Start SOURCE DATA

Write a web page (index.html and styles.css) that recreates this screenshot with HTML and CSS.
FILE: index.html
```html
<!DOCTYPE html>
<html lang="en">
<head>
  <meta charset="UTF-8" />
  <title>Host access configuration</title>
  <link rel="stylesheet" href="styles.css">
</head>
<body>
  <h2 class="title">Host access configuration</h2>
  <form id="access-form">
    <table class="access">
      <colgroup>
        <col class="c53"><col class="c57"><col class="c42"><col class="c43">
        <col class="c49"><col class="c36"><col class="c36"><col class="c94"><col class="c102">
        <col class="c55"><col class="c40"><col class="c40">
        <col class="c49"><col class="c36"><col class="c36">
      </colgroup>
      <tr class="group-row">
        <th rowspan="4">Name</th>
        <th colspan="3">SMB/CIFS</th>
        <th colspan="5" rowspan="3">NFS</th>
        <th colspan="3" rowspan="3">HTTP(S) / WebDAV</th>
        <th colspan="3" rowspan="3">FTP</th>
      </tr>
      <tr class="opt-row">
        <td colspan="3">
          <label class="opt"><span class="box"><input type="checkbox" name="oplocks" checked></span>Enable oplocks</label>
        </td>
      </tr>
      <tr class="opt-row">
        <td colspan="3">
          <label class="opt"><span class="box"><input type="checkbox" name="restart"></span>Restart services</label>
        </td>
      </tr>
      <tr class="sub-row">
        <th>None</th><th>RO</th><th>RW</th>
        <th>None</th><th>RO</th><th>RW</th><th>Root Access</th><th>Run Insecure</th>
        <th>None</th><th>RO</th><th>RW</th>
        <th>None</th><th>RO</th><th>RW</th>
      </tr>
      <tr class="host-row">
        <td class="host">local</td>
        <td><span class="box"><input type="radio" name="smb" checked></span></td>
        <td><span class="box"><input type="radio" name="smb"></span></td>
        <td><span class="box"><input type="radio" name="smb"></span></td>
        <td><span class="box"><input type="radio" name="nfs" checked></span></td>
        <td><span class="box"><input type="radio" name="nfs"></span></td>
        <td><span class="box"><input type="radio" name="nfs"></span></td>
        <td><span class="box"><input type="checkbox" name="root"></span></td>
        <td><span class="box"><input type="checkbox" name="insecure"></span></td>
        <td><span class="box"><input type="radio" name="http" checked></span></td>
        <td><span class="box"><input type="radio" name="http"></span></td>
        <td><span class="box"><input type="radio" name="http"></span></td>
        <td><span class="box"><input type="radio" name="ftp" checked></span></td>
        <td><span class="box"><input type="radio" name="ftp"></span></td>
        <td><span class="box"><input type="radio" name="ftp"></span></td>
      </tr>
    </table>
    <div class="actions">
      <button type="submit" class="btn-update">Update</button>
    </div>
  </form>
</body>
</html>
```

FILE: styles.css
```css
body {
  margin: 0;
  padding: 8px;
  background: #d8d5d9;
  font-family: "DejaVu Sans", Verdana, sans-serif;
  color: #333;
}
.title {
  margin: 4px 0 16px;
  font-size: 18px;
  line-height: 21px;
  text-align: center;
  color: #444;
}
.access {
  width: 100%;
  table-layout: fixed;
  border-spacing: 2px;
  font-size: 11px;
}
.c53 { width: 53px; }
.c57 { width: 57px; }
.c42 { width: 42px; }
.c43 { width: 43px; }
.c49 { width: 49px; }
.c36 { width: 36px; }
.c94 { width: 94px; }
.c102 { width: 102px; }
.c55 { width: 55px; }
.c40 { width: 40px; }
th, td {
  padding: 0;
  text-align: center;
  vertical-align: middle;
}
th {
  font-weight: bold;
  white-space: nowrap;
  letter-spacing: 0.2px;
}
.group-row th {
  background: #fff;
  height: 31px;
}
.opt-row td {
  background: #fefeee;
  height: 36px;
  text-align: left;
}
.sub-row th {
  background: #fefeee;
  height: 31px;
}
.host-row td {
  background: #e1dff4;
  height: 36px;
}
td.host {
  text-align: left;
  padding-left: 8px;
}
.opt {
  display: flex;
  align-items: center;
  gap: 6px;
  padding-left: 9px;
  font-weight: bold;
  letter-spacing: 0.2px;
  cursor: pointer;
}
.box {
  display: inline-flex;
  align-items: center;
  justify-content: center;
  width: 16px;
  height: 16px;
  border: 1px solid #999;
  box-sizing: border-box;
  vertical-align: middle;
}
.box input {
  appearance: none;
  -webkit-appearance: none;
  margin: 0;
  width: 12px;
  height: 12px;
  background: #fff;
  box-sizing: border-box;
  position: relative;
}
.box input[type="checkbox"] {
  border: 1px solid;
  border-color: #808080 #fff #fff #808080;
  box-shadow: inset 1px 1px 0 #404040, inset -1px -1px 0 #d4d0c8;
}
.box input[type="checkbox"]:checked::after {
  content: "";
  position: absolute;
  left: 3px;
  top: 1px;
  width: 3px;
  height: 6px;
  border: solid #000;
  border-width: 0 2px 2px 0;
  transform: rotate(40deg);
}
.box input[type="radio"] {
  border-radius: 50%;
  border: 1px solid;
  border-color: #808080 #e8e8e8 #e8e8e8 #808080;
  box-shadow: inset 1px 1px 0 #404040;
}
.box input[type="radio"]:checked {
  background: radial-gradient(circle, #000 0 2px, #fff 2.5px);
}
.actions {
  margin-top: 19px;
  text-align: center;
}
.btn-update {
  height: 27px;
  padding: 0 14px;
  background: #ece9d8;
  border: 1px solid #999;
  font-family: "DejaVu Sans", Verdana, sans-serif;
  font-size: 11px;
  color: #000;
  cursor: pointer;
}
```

End SOURCE DATA

All of the material above needs to be retyped word for word.

> [TASK RESPONSE]
Write a web page (index.html and styles.css) that recreates this screenshot with HTML and CSS.
FILE: index.html
```html
<!DOCTYPE html>
<html lang="en">
<head>
  <meta charset="UTF-8" />
  <title>Host access configuration</title>
  <link rel="stylesheet" href="styles.css">
</head>
<body>
  <h2 class="title">Host access configuration</h2>
  <form id="access-form">
    <table class="access">
      <colgroup>
        <col class="c53"><col class="c57"><col class="c42"><col class="c43">
        <col class="c49"><col class="c36"><col class="c36"><col class="c94"><col class="c102">
        <col class="c55"><col class="c40"><col class="c40">
        <col class="c49"><col class="c36"><col class="c36">
      </colgroup>
      <tr class="group-row">
        <th rowspan="4">Name</th>
        <th colspan="3">SMB/CIFS</th>
        <th colspan="5" rowspan="3">NFS</th>
        <th colspan="3" rowspan="3">HTTP(S) / WebDAV</th>
        <th colspan="3" rowspan="3">FTP</th>
      </tr>
      <tr class="opt-row">
        <td colspan="3">
          <label class="opt"><span class="box"><input type="checkbox" name="oplocks" checked></span>Enable oplocks</label>
        </td>
      </tr>
      <tr class="opt-row">
        <td colspan="3">
          <label class="opt"><span class="box"><input type="checkbox" name="restart"></span>Restart services</label>
        </td>
      </tr>
      <tr class="sub-row">
        <th>None</th><th>RO</th><th>RW</th>
        <th>None</th><th>RO</th><th>RW</th><th>Root Access</th><th>Run Insecure</th>
        <th>None</th><th>RO</th><th>RW</th>
        <th>None</th><th>RO</th><th>RW</th>
      </tr>
      <tr class="host-row">
        <td class="host">local</td>
        <td><span class="box"><input type="radio" name="smb" checked></span></td>
        <td><span class="box"><input type="radio" name="smb"></span></td>
        <td><span class="box"><input type="radio" name="smb"></span></td>
        <td><span class="box"><input type="radio" name="nfs" checked></span></td>
        <td><span class="box"><input type="radio" name="nfs"></span></td>
        <td><span class="box"><input type="radio" name="nfs"></span></td>
        <td><span class="box"><input type="checkbox" name="root"></span></td>
        <td><span class="box"><input type="checkbox" name="insecure"></span></td>
        <td><span class="box"><input type="radio" name="http" checked></span></td>
        <td><span class="box"><input type="radio" name="http"></span></td>
        <td><span class="box"><input type="radio" name="http"></span></td>
        <td><span class="box"><input type="radio" name="ftp" checked></span></td>
        <td><span class="box"><input type="radio" name="ftp"></span></td>
        <td><span class="box"><input type="radio" name="ftp"></span></td>
      </tr>
    </table>
    <div class="actions">
      <button type="submit" class="btn-update">Update</button>
    </div>
  </form>
</body>
</html>
```

FILE: styles.css
```css
body {
  margin: 0;
  padding: 8px;
  background: #d8d5d9;
  font-family: "DejaVu Sans", Verdana, sans-serif;
  color: #333;
}
.title {
  margin: 4px 0 16px;
  font-size: 18px;
  line-height: 21px;
  text-align: center;
  color: #444;
}
.access {
  width: 100%;
  table-layout: fixed;
  border-spacing: 2px;
  font-size: 11px;
}
.c53 { width: 53px; }
.c57 { width: 57px; }
.c42 { width: 42px; }
.c43 { width: 43px; }
.c49 { width: 49px; }
.c36 { width: 36px; }
.c94 { width: 94px; }
.c102 { width: 102px; }
.c55 { width: 55px; }
.c40 { width: 40px; }
th, td {
  padding: 0;
  text-align: center;
  vertical-align: middle;
}
th {
  font-weight: bold;
  white-space: nowrap;
  letter-spacing: 0.2px;
}
.group-row th {
  background: #fff;
  height: 31px;
}
.opt-row td {
  background: #fefeee;
  height: 36px;
  text-align: left;
}
.sub-row th {
  background: #fefeee;
  height: 31px;
}
.host-row td {
  background: #e1dff4;
  height: 36px;
}
td.host {
  text-align: left;
  padding-left: 8px;
}
.opt {
  display: flex;
  align-items: center;
  gap: 6px;
  padding-left: 9px;
  font-weight: bold;
  letter-spacing: 0.2px;
  cursor: pointer;
}
.box {
  display: inline-flex;
  align-items: center;
  justify-content: center;
  width: 16px;
  height: 16px;
  border: 1px solid #999;
  box-sizing: border-box;
  vertical-align: middle;
}
.box input {
  appearance: none;
  -webkit-appearance: none;
  margin: 0;
  width: 12px;
  height: 12px;
  background: #fff;
  box-sizing: border-box;
  position: relative;
}
.box input[type="checkbox"] {
  border: 1px solid;
  border-color: #808080 #fff #fff #808080;
  box-shadow: inset 1px 1px 0 #404040, inset -1px -1px 0 #d4d0c8;
}
.box input[type="checkbox"]:checked::after {
  content: "";
  position: absolute;
  left: 3px;
  top: 1px;
  width: 3px;
  height: 6px;
  border: solid #000;
  border-width: 0 2px 2px 0;
  transform: rotate(40deg);
}
.box input[type="radio"] {
  border-radius: 50%;
  border: 1px solid;
  border-color: #808080 #e8e8e8 #e8e8e8 #808080;
  box-shadow: inset 1px 1px 0 #404040;
}
.box input[type="radio"]:checked {
  background: radial-gradient(circle, #000 0 2px, #fff 2.5px);
}
.actions {
  margin-top: 19px;
  text-align: center;
}
.btn-update {
  height: 27px;
  padding: 0 14px;
  background: #ece9d8;
  border: 1px solid #999;
  font-family: "DejaVu Sans", Verdana, sans-serif;
  font-size: 11px;
  color: #000;
  cursor: pointer;
}
```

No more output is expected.